Opening Personal Data at Open Data Camp


This weekend I had the pleasure to attend Open Data Camp 9 in Manchester. Sadly I was only able to make Sunday, and by the sounds of it missed some great discussions on Saturday. I should open this by thanking all those who I had lovely conversations with and made me feel so welcome at my very first unconference.

In the last session of the day, Terence Eden led a talk on publishing personal data safely, the types of personal data and extent to which we publish them. This naturally started with posting personal news and information to social media, but grew to encompass topics like health data, fitness trackers and the privacy implications of publishing household or environmental data such as solar panel output or air quality meters. Terence has published details of his dental CT scans on his blog. It’s not entirely clear what bad thing someone could do with this (although Terence had a bite at it!), but the idea of publishing intimate health data was one that instinctively felt a bit odd.

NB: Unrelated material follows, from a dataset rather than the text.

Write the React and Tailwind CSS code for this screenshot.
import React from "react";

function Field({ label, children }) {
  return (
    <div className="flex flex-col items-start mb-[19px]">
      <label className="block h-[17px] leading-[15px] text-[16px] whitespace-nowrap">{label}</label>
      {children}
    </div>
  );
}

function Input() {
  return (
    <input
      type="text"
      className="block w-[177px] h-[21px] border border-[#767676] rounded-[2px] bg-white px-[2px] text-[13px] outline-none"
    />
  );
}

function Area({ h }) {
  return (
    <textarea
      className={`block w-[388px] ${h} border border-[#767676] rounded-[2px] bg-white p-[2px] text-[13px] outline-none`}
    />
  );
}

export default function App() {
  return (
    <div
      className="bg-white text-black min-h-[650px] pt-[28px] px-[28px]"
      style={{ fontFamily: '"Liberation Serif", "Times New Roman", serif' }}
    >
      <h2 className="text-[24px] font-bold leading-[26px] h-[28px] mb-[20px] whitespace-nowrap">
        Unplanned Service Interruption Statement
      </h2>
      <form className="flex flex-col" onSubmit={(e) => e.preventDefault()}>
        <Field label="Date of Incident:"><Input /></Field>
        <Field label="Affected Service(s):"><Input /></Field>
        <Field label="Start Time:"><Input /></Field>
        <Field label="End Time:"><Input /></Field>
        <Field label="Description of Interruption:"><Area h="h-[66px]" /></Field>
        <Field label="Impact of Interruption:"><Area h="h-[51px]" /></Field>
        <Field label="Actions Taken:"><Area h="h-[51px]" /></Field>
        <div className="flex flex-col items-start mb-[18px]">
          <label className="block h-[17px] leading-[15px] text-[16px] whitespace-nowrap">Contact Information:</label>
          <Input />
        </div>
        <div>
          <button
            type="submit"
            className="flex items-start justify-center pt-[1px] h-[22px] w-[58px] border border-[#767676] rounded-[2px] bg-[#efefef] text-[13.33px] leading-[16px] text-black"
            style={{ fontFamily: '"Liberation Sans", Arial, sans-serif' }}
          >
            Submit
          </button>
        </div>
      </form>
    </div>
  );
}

Very good points were made around the distinction of publishing for friends and family, and for the general public - and the risk surrounding something in a “private” group being leaked more widely or scraped by a crawler. Also that time could be important - for instance a data feed showing low electric usage could be an indicator that your house is empty. By releasing data in arrears, the risk of it being used by burglars is reduced - the same principle as sharing holiday photos when you get home, not during the holiday.

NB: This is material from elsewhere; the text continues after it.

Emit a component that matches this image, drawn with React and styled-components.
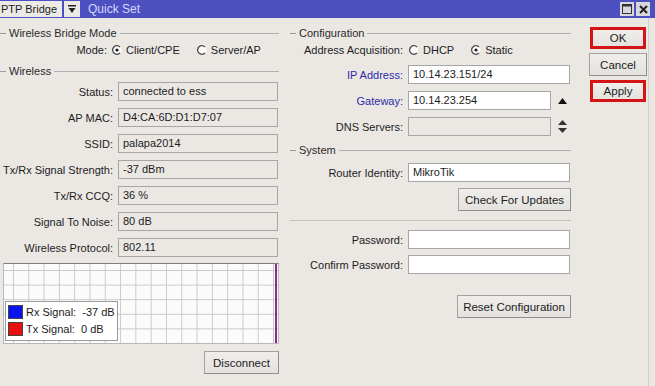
import styled, { createGlobalStyle } from 'styled-components'

const GlobalStyle = createGlobalStyle`
    html, body {
        margin: 0;
        padding: 0;
        background: #ebe8e4;
    }
    body {
        font-family: 'Liberation Sans', Arial, sans-serif;
        font-size: 11px;
        color: #1c1c1c;
    }
`

const Window = styled.div`
    width: 655px;
    height: 386px;
    background: #ebe8e4;
    overflow: hidden;
    position: relative;
`
const TitleBar = styled.div`
    height: 18px;
    background: #4c50c0;
    display: flex;
    align-items: center;
`
const ModeSelect = styled.div`
    width: 62px;
    height: 16px;
    background: #eceae6;
    line-height: 16px;
    padding-left: 1px;
    box-sizing: border-box;
`
const DropButton = styled.div`
    width: 16px;
    height: 16px;
    margin-left: 2px;
    background: #eceae6;
    display: flex;
    align-items: center;
    justify-content: center;
`
const TitleText = styled.span`
    margin-left: 8px;
    color: #d6d9ff;
    font-size: 12px;
`
const WinControls = styled.div`
    margin-left: auto;
    margin-right: 5px;
    display: flex;
    gap: 2px;
`
const WinButton = styled.div`
    width: 14px;
    height: 14px;
    background: #d8d8dc;
    display: flex;
    align-items: center;
    justify-content: center;
`
const Content = styled.div`
    display: flex;
    align-items: flex-start;
`
const Panel = styled.div`
    width: ${p => p.width}px;
    margin-left: ${p => p.offset || 0}px;
    display: flex;
    flex-direction: column;
`
const SectionHeader = styled.div`
    height: 14px;
    margin-top: ${p => p.top}px;
    display: flex;
    align-items: center;
    gap: 3px;
    color: #2a2a2a;
    &::before {
        content: '';
        width: 6px;
        height: 1px;
        background: #9e9e9e;
    }
    &::after {
        content: '';
        flex: 1;
        height: 1px;
        background: #b0b0b0;
    }
`
const Row = styled.div`
    display: grid;
    grid-template-columns: ${p => p.labelWidth || 113}px auto;
    column-gap: ${p => p.gap || 5}px;
    align-items: center;
    height: ${p => p.height || 19}px;
    margin-top: ${p => p.top}px;
`
const Label = styled.span`
    text-align: right;
    white-space: nowrap;
    color: ${p => (p.blue ? '#2b2ba6' : '#1c1c1c')};
`
const FieldLine = styled.div`
    display: flex;
    align-items: center;
    gap: 7px;
`
const Field = styled.div`
    width: ${p => p.width}px;
    height: 19px;
    box-sizing: border-box;
    border: 1px solid #a6a6a6;
    background: ${p => (p.disabled ? '#ebe8e4' : '#ffffff')};
    padding-left: 4px;
    line-height: 17px;
    white-space: nowrap;
    overflow: hidden;
`
const RadioGroup = styled.div`
    display: flex;
    align-items: center;
    gap: 17px;
`
const RadioItem = styled.label`
    display: flex;
    align-items: center;
    gap: 4px;
`
const Chart = styled.div`
    position: relative;
    margin: 6px 0 0 3px;
    width: 276px;
    height: 81px;
    box-sizing: border-box;
    border: 1px solid #b8b8b8;
    border-top-color: #7e7e7e;
    background-color: #fbfbfb;
    background-image:
        linear-gradient(to right, #c9c9c9 1px, transparent 1px),
        linear-gradient(to bottom, #c9c9c9 1px, transparent 1px);
    background-size: 15.3px 14.6px;
    background-position: 9px 6px;
`
const ChartCursor = styled.div`
    position: absolute;
    top: 0;
    bottom: 0;
    right: 1px;
    width: 2px;
    background: #8a2b8c;
`
const Legend = styled.div`
    position: absolute;
    left: 1px;
    top: 37px;
    width: 113px;
    height: 40px;
    box-sizing: border-box;
    border: 1px solid #9a9a9a;
    background: #ffffff;
    padding: 2px 0 0 2px;
    display: flex;
    flex-direction: column;
    gap: 2px;
`
const LegendItem = styled.div`
    display: flex;
    align-items: center;
    gap: 3px;
    height: 15px;
    white-space: pre;
`
const Swatch = styled.span`
    width: 15px;
    height: 14px;
    box-sizing: border-box;
    border: 1px solid #444;
    background: ${p => p.color};
`
const ButtonRow = styled.div`
    display: flex;
    justify-content: flex-end;
    margin-top: ${p => p.top}px;
    padding-right: ${p => p.right || 0}px;
`
const Button = styled.div`
    width: ${p => p.width}px;
    height: ${p => p.height || 23}px;
    box-sizing: border-box;
    border: 1px solid #a3a3a3;
    border-right-color: #8e8e8e;
    border-bottom-color: #8e8e8e;
    background: linear-gradient(#f0eeeb, #e4e2de);
    display: flex;
    align-items: center;
    justify-content: center;
    font-size: 11.5px;
`
const Separator = styled.div`
    height: 1px;
    background: #c4c2be;
    margin-top: 9px;
`
const ActionColumn = styled.div`
    margin-left: 18px;
    padding-top: 9px;
    width: 58px;
    display: flex;
    flex-direction: column;
    align-items: center;
    gap: 4px;
`
const ActionButton = styled(Button)`
    ${p => p.marked && `
        border: 3px solid #d41414;
        width: 56px;
        height: 22px;
    `}
`
const WindowEdge = styled.div`
    position: absolute;
    top: 18px;
    bottom: 0;
    left: 648px;
    width: 1px;
    background: #d2d0cc;
`

function Radio({ checked }) {
    return (
        <svg width="10" height="10" viewBox="0 0 10 10">
            <circle cx="5" cy="5" r="4.3" fill="#fff" />
            <path d="M8 2 A4.3 4.3 0 1 0 8 8" fill="none" stroke="#4a4a4a" strokeWidth="1.3" />
            {checked && <circle cx="5" cy="5" r="1.6" fill="#1a1a1a" />}
        </svg>
    )
}

function Radios({ options, value }) {
    return (
        <RadioGroup>
            {options.map(o => (
                <RadioItem key={o}>
                    <Radio checked={o === value} />
                    {o}
                </RadioItem>
            ))}
        </RadioGroup>
    )
}

const wirelessRows = [
    ['Status:', 'connected to ess'],
    ['AP MAC:', 'D4:CA:6D:D1:D7:07'],
    ['SSID:', 'palapa2014'],
    ['Tx/Rx Signal Strength:', '-37 dBm'],
    ['Tx/Rx CCQ:', '36 %'],
    ['Signal To Noise:', '80 dB'],
    ['Wireless Protocol:', '802.11'],
]

function UpArrow() {
    return (
        <svg width="9" height="6" viewBox="0 0 9 6">
            <path d="M0 6 L4.5 0 L9 6 Z" fill="#111" />
        </svg>
    )
}

function UpDownArrow() {
    return (
        <svg width="9" height="13" viewBox="0 0 9 13">
            <path d="M0 5 L4.5 0 L9 5 Z" fill="#333" />
            <path d="M0 8 L4.5 13 L9 8 Z" fill="#333" />
        </svg>
    )
}

export default function App() {
    return (
        <Window>
            <GlobalStyle />
            <TitleBar>
                <ModeSelect>PTP Bridge</ModeSelect>
                <DropButton>
                    <svg width="8" height="9" viewBox="0 0 8 9">
                        <rect x="0" y="0" width="8" height="1.5" fill="#222" />
                        <path d="M0.5 3 L7.5 3 L4 8 Z" fill="#222" />
                    </svg>
                </DropButton>
                <TitleText>Quick Set</TitleText>
                <WinControls>
                    <WinButton>
                        <svg width="10" height="10" viewBox="0 0 10 10">
                            <rect x="0.5" y="0.5" width="9" height="9" fill="none" stroke="#333" />
                            <rect x="0.5" y="0.5" width="9" height="2" fill="#333" />
                        </svg>
                    </WinButton>
                    <WinButton>
                        <svg width="9" height="9" viewBox="0 0 9 9">
                            <path d="M1 1 L8 8 M8 1 L1 8" stroke="#222" strokeWidth="2" />
                        </svg>
                    </WinButton>
                </WinControls>
            </TitleBar>

            <Content>
                <Panel width={279}>
                    <SectionHeader top={8}>Wireless Bridge Mode</SectionHeader>
                    <Row labelWidth={107} top={1} height={18}>
                        <Label>Mode:</Label>
                        <Radios options={['Client/CPE', 'Server/AP']} value="Client/CPE" />
                    </Row>
                    <SectionHeader top={5}>Wireless</SectionHeader>
                    {wirelessRows.map(([label, value], i) => (
                        <Row key={label} top={i === 0 ? 4 : 7}>
                            <Label>{label}</Label>
                            <Field width={160} disabled>{value}</Field>
                        </Row>
                    ))}
                    <Chart>
                        <ChartCursor />
                        <Legend>
                            <LegendItem>
                                <Swatch color="#0a14f0" />
                                Rx Signal:  -37 dB
                            </LegendItem>
                            <LegendItem>
                                <Swatch color="#e81010" />
                                Tx Signal:  0 dB
                            </LegendItem>
                        </Legend>
                    </Chart>
                    <ButtonRow top={7}>
                        <Button width={75}>Disconnect</Button>
                    </ButtonRow>
                </Panel>

                <Panel width={281} offset={11}>
                    <SectionHeader top={8}>Configuration</SectionHeader>
                    <Row labelWidth={113} gap={6} top={1} height={18}>
                        <Label>Address Acquisition:</Label>
                        <Radios options={['DHCP', 'Static']} value="Static" />
                    </Row>
                    <Row top={6}>
                        <Label blue>IP Address:</Label>
                        <Field width={162}>10.14.23.151/24</Field>
                    </Row>
                    <Row top={7}>
                        <Label blue>Gateway:</Label>
                        <FieldLine>
                            <Field width={143}>10.14.23.254</Field>
                            <UpArrow />
                        </FieldLine>
                    </Row>
                    <Row top={7}>
                        <Label>DNS Servers:</Label>
                        <FieldLine>
                            <Field width={143} disabled />
                            <UpDownArrow />
                        </FieldLine>
                    </Row>
                    <SectionHeader top={7}>System</SectionHeader>
                    <Row top={6}>
                        <Label>Router Identity:</Label>
                        <Field width={162}>MikroTik</Field>
                    </Row>
                    <ButtonRow top={6}>
                        <Button width={113}>Check For Updates</Button>
                    </ButtonRow>
                    <Separator />
                    <Row top={9}>
                        <Label>Password:</Label>
                        <Field width={162} />
                    </Row>
                    <Row top={6}>
                        <Label>Confirm Password:</Label>
                        <Field width={162} />
                    </Row>
                    <ButtonRow top={21}>
                        <Button width={114}>Reset Configuration</Button>
                    </ButtonRow>
                </Panel>

                <ActionColumn>
                    <ActionButton marked>OK</ActionButton>
                    <ActionButton width={58}>Cancel</ActionButton>
                    <ActionButton marked>Apply</ActionButton>
                </ActionColumn>
            </Content>
            <WindowEdge />
        </Window>
    )
}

At some point the comment was made about Samuel Pepys’ diary, and how this was something that provided uncommonly detailed insight into 1600s day-to-day life (albeit through the lens of a relatively wealthy individual). I made the observation that with local news on its knees, maybe publishing of personal information was something that was of long-term value to society, or at least to anthropologists - if it were preserved in some fashion for posterity (publishing doesn’t have to be online of course either).

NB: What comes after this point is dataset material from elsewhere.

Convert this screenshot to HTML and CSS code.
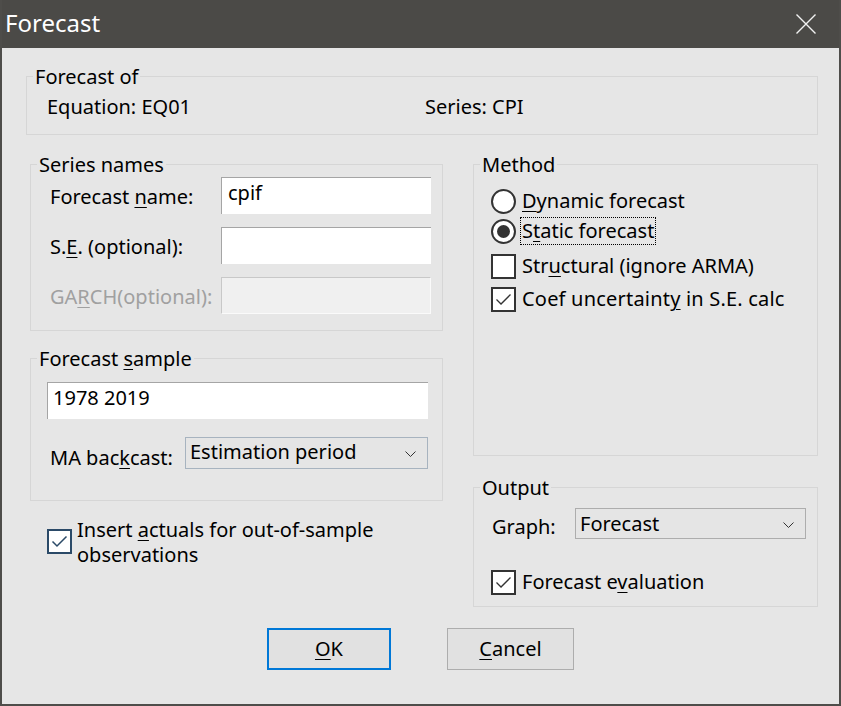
FILE: index.html
```html
<!DOCTYPE html>
<html>
<head>
<meta charset="utf-8">
<link rel="stylesheet" href="styles.css">
</head>
<body>
<div class="window">
  <div class="titlebar">
    <span class="title">Forecast</span>
    <svg class="close" width="20" height="20" viewBox="0 0 20 20"><path d="M0.5 0.5 L19.5 19.5 M19.5 0.5 L0.5 19.5" stroke="#f2f2f2" stroke-width="1.4" fill="none"/></svg>
  </div>
  <div class="client">
    <fieldset class="group g-of">
      <legend>Forecast of</legend>
      <div class="gbody of-row"><span class="of-eq">Equation: EQ01</span><span>Series: CPI</span></div>
    </fieldset>

    <div class="cols">
      <div class="col-left">
        <fieldset class="group g-names">
          <legend>Series names</legend>
          <div class="gbody name-grid">
            <span class="lbl">Forecast <u>n</u>ame:</span><div class="edit">cpif</div>
            <span class="lbl">S.<u>E</u>. (optional):</span><div class="edit"></div>
            <span class="lbl disabled">GA<u>R</u>CH(optional):</span><div class="edit edit-disabled"></div>
          </div>
        </fieldset>

        <fieldset class="group g-sample">
          <legend>Forecast <u>s</u>ample</legend>
          <div class="gbody">
            <div class="edit edit-sample">1978 2019</div>
            <div class="combo-row">
              <span class="lbl combo-lbl">MA bac<u>k</u>cast:</span>
              <div class="combo combo-ma"><span>Estimation period</span><svg class="chev" width="11" height="6" viewBox="0 0 11 6"><path d="M0.5 0.5 L5.5 5.5 L10.5 0.5" stroke="#333" stroke-width="1" fill="none"/></svg></div>
            </div>
          </div>
        </fieldset>

        <div class="check-row insert">
          <span class="box box-blue"><svg width="21" height="21" viewBox="0 0 21 21"><path d="M3.5 10.5 L8 15 L17.5 5.5" stroke="#2b4a68" stroke-width="1.5" fill="none"/></svg></span>
          <span class="insert-text">Insert <u>a</u>ctuals for out-of-sample<br>observations</span>
        </div>
      </div>

      <div class="col-right">
        <fieldset class="group g-method">
          <legend>Method</legend>
          <div class="gbody">
            <div class="opt r1"><span class="radio"></span><span class="opt-text"><u>D</u>ynamic forecast</span></div>
            <div class="opt r2"><span class="radio on"><span class="dot"></span></span><span class="opt-text focus">S<u>t</u>atic forecast</span></div>
            <div class="opt r3"><span class="box"></span><span class="opt-text">Str<u>u</u>ctural (ignore ARMA)</span></div>
            <div class="opt r4"><span class="box"><svg width="21" height="21" viewBox="0 0 21 21"><path d="M3.5 10.5 L8 15 L17.5 5.5" stroke="#333" stroke-width="1.3" fill="none"/></svg></span><span class="opt-text">Coef uncertaint<u>y</u> in S.E. calc</span></div>
          </div>
        </fieldset>

        <fieldset class="group g-output">
          <legend>Output</legend>
          <div class="gbody">
            <div class="combo-row graph-row">
              <span class="lbl combo-lbl graph-lbl">Graph:</span>
              <div class="combo combo-graph"><span>Forecast</span><svg class="chev" width="11" height="6" viewBox="0 0 11 6"><path d="M0.5 0.5 L5.5 5.5 L10.5 0.5" stroke="#333" stroke-width="1" fill="none"/></svg></div>
            </div>
            <div class="opt eval"><span class="box"><svg width="21" height="21" viewBox="0 0 21 21"><path d="M3.5 10.5 L8 15 L17.5 5.5" stroke="#333" stroke-width="1.3" fill="none"/></svg></span><span class="opt-text">Forecast e<u>v</u>aluation</span></div>
          </div>
        </fieldset>
      </div>
    </div>

    <div class="buttons">
      <div class="btn btn-default"><u>O</u>K</div>
      <div class="btn btn-cancel"><u>C</u>ancel</div>
    </div>
  </div>
</div>
</body>
</html>
```

FILE: styles.css
```css
* { box-sizing: border-box; }
html, body { margin: 0; padding: 0; }
body {
  width: 841px;
  height: 706px;
  overflow: hidden;
  font-family: "Noto Sans", "Open Sans", sans-serif;
  font-size: 20px;
  line-height: 26px;
  color: #000;
  background: #4e4d4a;
}
u { text-decoration-thickness: 1px; text-underline-offset: 3px; }

.window {
  width: 841px;
  height: 706px;
  border: 2px solid #4e4d4a;
  border-top: 0;
  display: flex;
  flex-direction: column;
}
.titlebar {
  height: 48px;
  flex: none;
  background: #4b4a47;
  display: flex;
  align-items: center;
  justify-content: space-between;
  padding: 0 23px 2px 3px;
}
.title {
  color: #fff;
  font-size: 24px;
  line-height: 30px;
}
.close { display: block; margin-top: 1px; }

.client {
  flex: 1;
  background: #e6e6e6;
  display: flex;
  flex-direction: column;
}

.group {
  margin: 0;
  padding: 0;
  border: 1px solid #d6d6d6;
  min-width: 0;
}
.group legend {
  padding: 2px 2px 0;
  margin-left: 6px;
  line-height: 24px;
}

/* Forecast of */
.g-of {
  margin: 15px 0 0 24px;
  width: 792px;
}
.g-of .gbody { padding: 5px 0 14px 20px; }
.of-row { display: flex; }
.of-eq { width: 378px; }

/* columns */
.cols {
  display: flex;
  gap: 30px;
  margin: 16px 0 0 28px;
}
.col-left { width: 413px; display: flex; flex-direction: column; }
.col-right { width: 345px; display: flex; flex-direction: column; }

/* Series names */
.name-grid {
  display: grid;
  grid-template-columns: 171px 210px;
  row-gap: 13px;
  align-items: start;
  padding: 0 11px 16px 19px;
}
.lbl { white-space: nowrap; margin-top: 7px; }
.lbl.disabled { color: #a0a0a0; }

.edit {
  height: 37px;
  background: #fff;
  border-top: 1px solid #a5a5a5;
  border-left: 1px solid #a5a5a5;
  padding: 2px 6px 0;
}
.edit-disabled {
  background: #f0f0f0;
  border-top-color: #c8c8c8;
  border-left-color: #c8c8c8;
  border-right: 1px solid #fafafa;
  border-bottom: 1px solid #fafafa;
}

/* Forecast sample */
.g-sample { margin-top: 14px; }
.g-sample .gbody { padding: 11px 14px 29px 16px; }
.edit-sample { width: 381px; padding-left: 5px; padding-top: 2px; }
.combo-row {
  display: flex;
  align-items: flex-start;
  margin-top: 18px;
}
.combo-lbl { width: 138px; padding-left: 3px; margin-top: 8px; }
.combo {
  height: 32px;
  background: #e5e5e5;
  border: 1px solid #adadad;
  display: flex;
  align-items: flex-start;
  justify-content: space-between;
  padding: 1px 11px 0 4px;
}
.combo-ma { width: 243px; border-color: #a7b3bf; }
.chev { display: block; margin-top: 12px; }

/* Insert actuals */
.check-row { display: flex; align-items: flex-start; }
.insert { margin: 16px 0 0 17px; }
.insert .box { margin-top: 12px; }
.insert-text { margin-left: 5px; line-height: 25px; }

.box {
  width: 25px;
  height: 25px;
  flex: none;
  border: 2px solid #333;
  background: #fff;
  display: flex;
  align-items: center;
  justify-content: center;
}
.box-blue { border-color: #2b4a68; }
.box svg { display: block; }

/* Method */
.g-method { height: 305px; }
.g-method .gbody { padding: 9px 0 0 17px; }
.opt {
  display: flex;
  align-items: center;
  height: 30px;
}
.r3 { margin-top: 5px; }
.r4 { margin-top: 3px; }
.radio {
  width: 25px;
  height: 25px;
  flex: none;
  border: 2px solid #333;
  border-radius: 50%;
  background: #fff;
  display: flex;
  align-items: center;
  justify-content: center;
}
.dot { width: 13px; height: 13px; border-radius: 50%; background: #333; }
.opt-text { margin-left: 5px; padding: 1px 1px 1px; line-height: 24px; white-space: nowrap; }
.r4 .opt-text { letter-spacing: 0.2px; }
.focus { outline: 1px dotted #000; outline-offset: 0; }

/* Output */
.g-output { margin-top: 18px; }
.g-output .gbody { padding: 8px 11px 9px 17px; }
.graph-row { margin-top: 0; }
.graph-lbl { width: 84px; padding-left: 1px; margin-top: 6px; }
.combo-graph { width: 231px; height: 31px; padding-top: 2px; }
.combo-graph .chev { margin-top: 11px; }
.eval { margin-top: 27px; }

/* Buttons */
.buttons {
  display: flex;
  justify-content: center;
  gap: 56px;
  margin-top: 21px;
}
.btn {
  height: 42px;
  background: #e1e1e1;
  display: flex;
  align-items: center;
  justify-content: center;
}
.btn-default { width: 124px; border: 2px solid #0078d7; }
.btn-cancel { width: 127px; border: 1px solid #adadad; }
```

When researching the history of Rugeley Rifle Club, I found that at times the local paper reported the club in almost excruciating detail - not just results or club events, but even individual scores in postal leagues - which even I as a shooter don’t care about! Terence observed that this might be a case of “of immediate short term interest, then nobody cares for a century, then historians find it really useful”.

Local newspaper column listing scores from a rifle club's weekly league match.
Rugeley Times 1982, reporting scores but not whether they won the round!

(As an aside, I was pleasantly surprised to learn from Sweyn Hunter that the The Orcadian is still going strong, and read by a majority of the population on Orkney. Shout out to Sweyn and Pauline who were the first people I spoke to, having arrived rather early on Sunday and they could not have been more welcoming).

Anyway, on the drive home I was mulling this over and concluded that maybe the “Local News Test” is a sensible standard for “what should I post on social media or publish to the internet?”.

Put simply - how would I feel if the post (or dataset/project) were featured in the local paper?

For personal data, that seems like a very sensible line to draw, and seems to work for most situations I can think of.

Shooting competition results? Yes, sure.

Births, deaths and marriage? That’s a staple - and publicly recorded in civil registers.

But would I want baby photos to be featured on a weekly basis? Intimate family photos? Probably not. That would be oversharing.

For quasi-personal data - e.g. environmental or air quality data - then it also seems to work, albeit possibly in arrears where privacy concerns (like a house being empty) could come into play. I do contribute data such as light pollution readings to projects such as Globe at Night and using the Dark Sky Meter app in somewhat realtime (though it doesn’t appear in their public datasets immediately).

This isn’t a particularly novel idea. It sits in much the same vein as the business rule “Would you want that email read out in court?”. But it is a new framing of the issue that I hadn’t considered before.

Thanks again to Terence, I look forward to ODC10 next year and encourage people to take the leap if they’re contemplating dipping their toe in the water.